BEGIN DATA BLOCK

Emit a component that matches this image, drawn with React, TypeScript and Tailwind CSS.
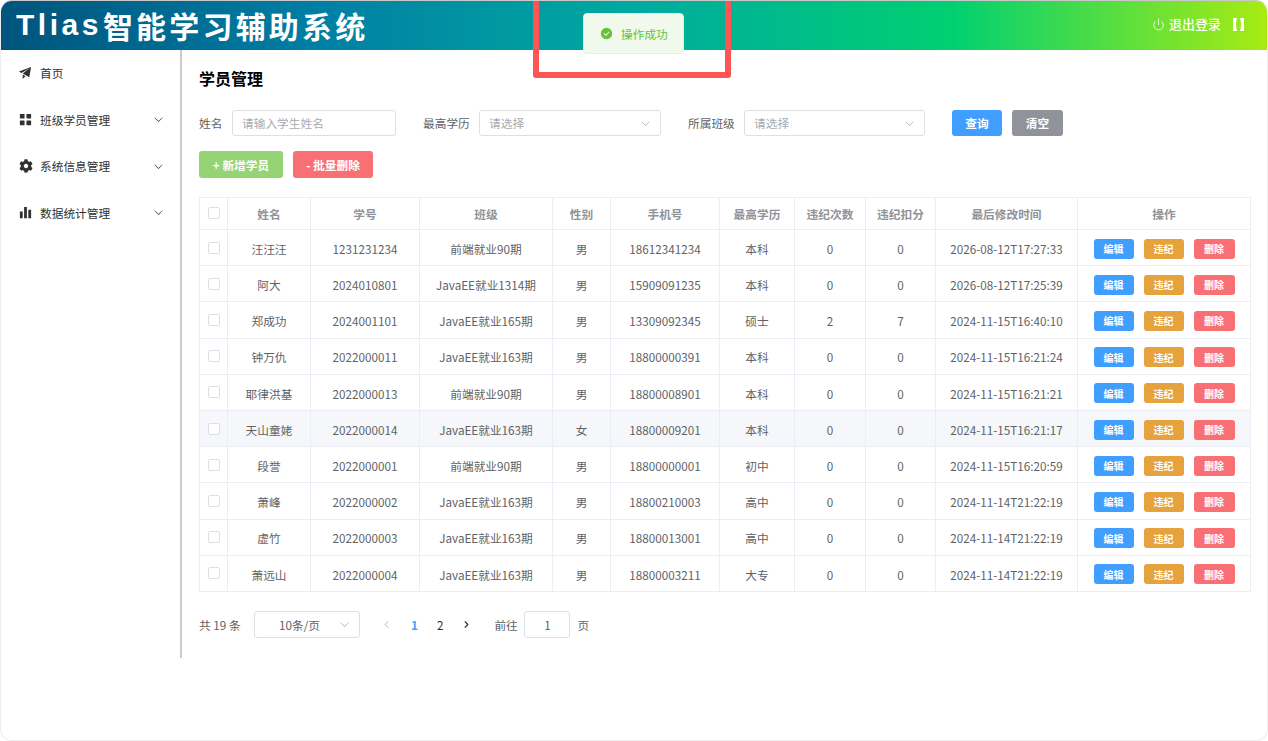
import { Power, ChevronLeft, ChevronRight } from "lucide-react"
import { FaCog } from "react-icons/fa"

const rows = [
  ["汪汪汪", "1231231234", "前端就业90期", "男", "18612341234", "本科", "0", "0", "2026-08-12T17:27:33"],
  ["阿大", "2024010801", "JavaEE就业1314期", "男", "15909091235", "本科", "0", "0", "2026-08-12T17:25:39"],
  ["郑成功", "2024001101", "JavaEE就业165期", "男", "13309092345", "硕士", "2", "7", "2024-11-15T16:40:10"],
  ["钟万仇", "2022000011", "JavaEE就业163期", "男", "18800000391", "本科", "0", "0", "2024-11-15T16:21:24"],
  ["耶律洪基", "2022000013", "前端就业90期", "男", "18800008901", "本科", "0", "0", "2024-11-15T16:21:21"],
  ["天山童姥", "2022000014", "JavaEE就业163期", "女", "18800009201", "本科", "0", "0", "2024-11-15T16:21:17"],
  ["段誉", "2022000001", "前端就业90期", "男", "18800000001", "初中", "0", "0", "2024-11-15T16:20:59"],
  ["萧峰", "2022000002", "JavaEE就业163期", "男", "18800210003", "高中", "0", "0", "2024-11-14T21:22:19"],
  ["虚竹", "2022000003", "JavaEE就业163期", "男", "18800013001", "高中", "0", "0", "2024-11-14T21:22:19"],
  ["萧远山", "2022000004", "JavaEE就业163期", "男", "18800003211", "大专", "0", "0", "2024-11-14T21:22:19"],
]

const headers = ["姓名", "学号", "班级", "性别", "手机号", "最高学历", "违纪次数", "违纪扣分", "最后修改时间", "操作"]
const colWidths = [28, 83, 109, 133, 58, 109, 75, 71, 70, 142, 173]

function ElIcon({ d, className }: { d: string; className?: string }) {
  return (
    <svg viewBox="0 0 1024 1024" fill="currentColor" className={className}>
      <path d={d} />
    </svg>
  )
}

const promotion = "m64 448 832-320-128 704-446.08-243.328L832 192 242.816 545.472zm256 512V657.024L512 768z"
const grid =
  "M160 448a32 32 0 0 1-32-32V160.064a32 32 0 0 1 32-32h256a32 32 0 0 1 32 32V416a32 32 0 0 1-32 32zm448 0a32 32 0 0 1-32-32V160.064a32 32 0 0 1 32-32h255.936a32 32 0 0 1 32 32V416a32 32 0 0 1-32 32zM160 896a32 32 0 0 1-32-32V608a32 32 0 0 1 32-32h256a32 32 0 0 1 32 32v256a32 32 0 0 1-32 32zm448 0a32 32 0 0 1-32-32V608a32 32 0 0 1 32-32h255.936a32 32 0 0 1 32 32v256a32 32 0 0 1-32 32z"
const histogram = "M416 896V128h192v768zm-288 0V448h192v448zm576 0V320h192v576z"
const arrowDown =
  "M831.872 340.864 512 652.672 192.128 340.864a30.592 30.592 0 0 0-42.752 0 29.12 29.12 0 0 0 0 41.6L489.664 714.24a32 32 0 0 0 44.672 0l340.288-331.712a29.12 29.12 0 0 0 0-41.728 30.592 30.592 0 0 0-42.752 0z"
const successFilled =
  "M512 64a448 448 0 1 1 0 896 448 448 0 0 1 0-896m-55.808 536.384-99.52-99.584a38.4 38.4 0 1 0-54.336 54.336l126.72 126.72a38.272 38.272 0 0 0 54.336 0l262.4-262.464a38.4 38.4 0 1 0-54.272-54.336z"

function MenuRow({ icon, label, arrow = true }: { icon: React.ReactNode; label: string; arrow?: boolean }) {
  return (
    <div className="flex h-[46.67px] items-center pb-[1px] pl-[17px] pr-[16px] text-[11.7px] text-[#303133]">
      <span className="flex h-[15px] w-[15px] items-center justify-center">{icon}</span>
      <span className="ml-[7px] flex-1">{label}</span>
      {arrow && <ElIcon d={arrowDown} className="h-[11px] w-[11px]" />}
    </div>
  )
}

function Select({ width }: { width: string }) {
  return (
    <div className={`${width} flex h-[26px] items-center justify-between rounded-[3px] border border-[#dcdfe6] pl-[9px] pr-[9px] text-[11.7px] text-[#a8abb2]`}>
      <span>请选择</span>
      <ElIcon d={arrowDown} className="h-[11px] w-[11px] text-[#a8abb2]" />
    </div>
  )
}

function Checkbox() {
  return <span className="inline-block h-3 w-3 rounded-[2px] border border-[#dcdfe6] bg-white" />
}

function ActionButton({ label, color, width }: { label: string; color: string; width: string }) {
  return (
    <span className={`${color} ${width} inline-flex h-5 items-center justify-center rounded-[3px] text-[10px] font-bold text-white`}>
      {label}
    </span>
  )
}

export default function App() {
  return (
    <div className="relative h-[741px] w-[1268px] overflow-hidden rounded-[12px] border border-[#eeeeee] border-t-[#c8c8c8] bg-white font-['Noto_Sans_CJK_SC',sans-serif]">
      <header className="flex h-[49px] items-center justify-between bg-[linear-gradient(to_right,#00547d,#007fa4,#00aaa0,#00d072,#a8eb12)] pl-[15px] pr-[23px] text-white">
        <h1 className="flex items-center pb-[1px] text-[30px] font-bold leading-none tracking-[3.2px]">
          <span className="font-['Liberation_Sans',sans-serif] tracking-[3.5px]">Tlias</span>
          <span className="ml-[1px]">智能学习辅助系统</span>
        </h1>
        <div className="flex items-center pb-[3px] text-[13px]">
          <Power className="h-[13px] w-[13px]" strokeWidth={1.5} />
          <span className="ml-[4px] font-medium">退出登录</span>
          <svg viewBox="0 0 11 13" fill="#ffffff" className="ml-[12px] h-[13px] w-[11px]">
            <path d="M0 0h4Q2 6.5 4 13H0zM11 0H7Q9 6.5 7 13h4z" />
          </svg>
        </div>
      </header>

      <div className="flex">
        <aside className="h-[608px] w-[181px] shrink-0 border-r-2 border-[#cccccc]">
          <MenuRow arrow={false} icon={<ElIcon d={promotion} className="h-[15px] w-[15px]" />} label="首页" />
          <MenuRow icon={<ElIcon d={grid} className="h-[15px] w-[15px]" />} label="班级学员管理" />
          <MenuRow icon={<FaCog className="h-[14px] w-[14px]" />} label="系统信息管理" />
          <MenuRow icon={<ElIcon d={histogram} className="h-[15px] w-[15px]" />} label="数据统计管理" />
        </aside>

        <main className="flex-1 pl-[17px] pt-[16px]">
          <h2 className="h-6 text-[16px] font-bold leading-6 text-black">学员管理</h2>

          <div className="mt-[20px] flex items-center text-[11.7px] text-[#606266]">
            <span className="w-[33px]">姓名</span>
            <div className="flex h-[26px] w-[164px] items-center rounded-[3px] border border-[#dcdfe6] pl-[9px] text-[#a8abb2]">请输入学生姓名</div>
            <span className="ml-[27px] w-[56px]">最高学历</span>
            <Select width="w-[182px]" />
            <span className="ml-[27px] w-[56px]">所属班级</span>
            <Select width="w-[181px]" />
            <span className="ml-[27px] flex h-[26px] w-[50px] items-center justify-center rounded-[3px] bg-[#409eff] font-bold text-white">查询</span>
            <span className="ml-[10px] flex h-[26px] w-[51px] items-center justify-center rounded-[3px] bg-[#909399] font-bold text-white">清空</span>
          </div>

          <div className="mt-[15px] flex h-[27px] gap-[10px] text-[11.7px] font-bold text-white">
            <span className="flex w-[84px] items-center justify-center rounded-[3px] bg-[#95d475]">+ 新增学员</span>
            <span className="flex w-[80px] items-center justify-center rounded-[3px] bg-[#f87074]">- 批量删除</span>
          </div>

          <table className="mt-[19px] w-[1052px] table-fixed border-collapse text-center text-[11.7px] text-[#606266]">
            <colgroup>
              {colWidths.map((w, i) => (
                <col key={i} style={{ width: w }} />
              ))}
            </colgroup>
            <thead>
              <tr className="h-[32px] font-bold text-[#909399]">
                <th className="border border-[#ebeef5] pb-[2px]">
                  <span className="flex justify-center"><Checkbox /></span>
                </th>
                {headers.map((h) => (
                  <th key={h} className="border border-[#ebeef5] font-bold">{h}</th>
                ))}
              </tr>
            </thead>
            <tbody>
              {rows.map((row, i) => (
                <tr key={row[1]} className={i === 5 ? "h-[36.2px] bg-[#f5f7fa]" : "h-[36.2px]"}>
                  <td className="border border-[#ebeef5]">
                    <span className="flex justify-center"><Checkbox /></span>
                  </td>
                  {row.map((cell, j) => (
                    <td key={j} className="border border-[#ebeef5] pt-[2px]">{cell}</td>
                  ))}
                  <td className="border border-[#ebeef5] pt-[2px]">
                    <div className="flex justify-center gap-[10px]">
                      <ActionButton label="编辑" color="bg-[#409eff]" width="w-10" />
                      <ActionButton label="违纪" color="bg-[#e6a23c]" width="w-10" />
                      <ActionButton label="删除" color="bg-[#f87074]" width="w-[41px]" />
                    </div>
                  </td>
                </tr>
              ))}
            </tbody>
          </table>

          <div className="mt-[19px] flex h-[27px] items-center text-[11.7px] text-[#606266]">
            <span className="w-[55px]">共 19 条</span>
            <div className="flex h-[27px] w-[106px] items-center justify-between rounded-[3px] border border-[#dcdfe6] pl-[24px] pr-[9px]">
              <span>10条/页</span>
              <ElIcon d={arrowDown} className="h-[11px] w-[11px] text-[#a8abb2]" />
            </div>
            <ChevronLeft className="ml-[21px] h-[11px] w-[11px] text-[#a8abb2]" />
            <span className="ml-[19px] font-bold text-[#409eff]">1</span>
            <span className="ml-[19px] text-[#303133]">2</span>
            <ChevronRight className="ml-[18px] h-[11px] w-[11px] text-[#303133]" strokeWidth={2.5} />
            <span className="ml-[22px] w-[30px]">前往</span>
            <div className="flex h-[27px] w-[46px] items-center justify-center rounded-[3px] border border-[#dcdfe6]">1</div>
            <span className="ml-[7px]">页</span>
          </div>
        </main>
      </div>

      {/* message toast plus the red annotation box drawn over the page */}
      <div className="absolute left-[582px] top-[12px] flex h-[41px] w-[101px] items-center rounded-[4px] border border-[#e1f3d8] bg-[#f0f9eb] pl-[16px] text-[11.7px] text-[#67c23a]">
        <ElIcon d={successFilled} className="h-[13px] w-[13px]" />
        <span className="ml-[8px]">操作成功</span>
      </div>
      <div className="absolute left-[532px] top-[-7px] h-[84px] w-[198px] rounded-[3px] border-[6px] border-[#fd5454]" />
    </div>
  )
}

END DATA BLOCK

**EXERCISE OBJECTIVE:**
Select all lines in the listing above where the word "drawn" appears, and show them.

**ANSWER TO THIS TASK:**
Emit a component that matches this image, drawn with React, TypeScript and Tailwind CSS.
      {/* message toast plus the red annotation box drawn over the page */}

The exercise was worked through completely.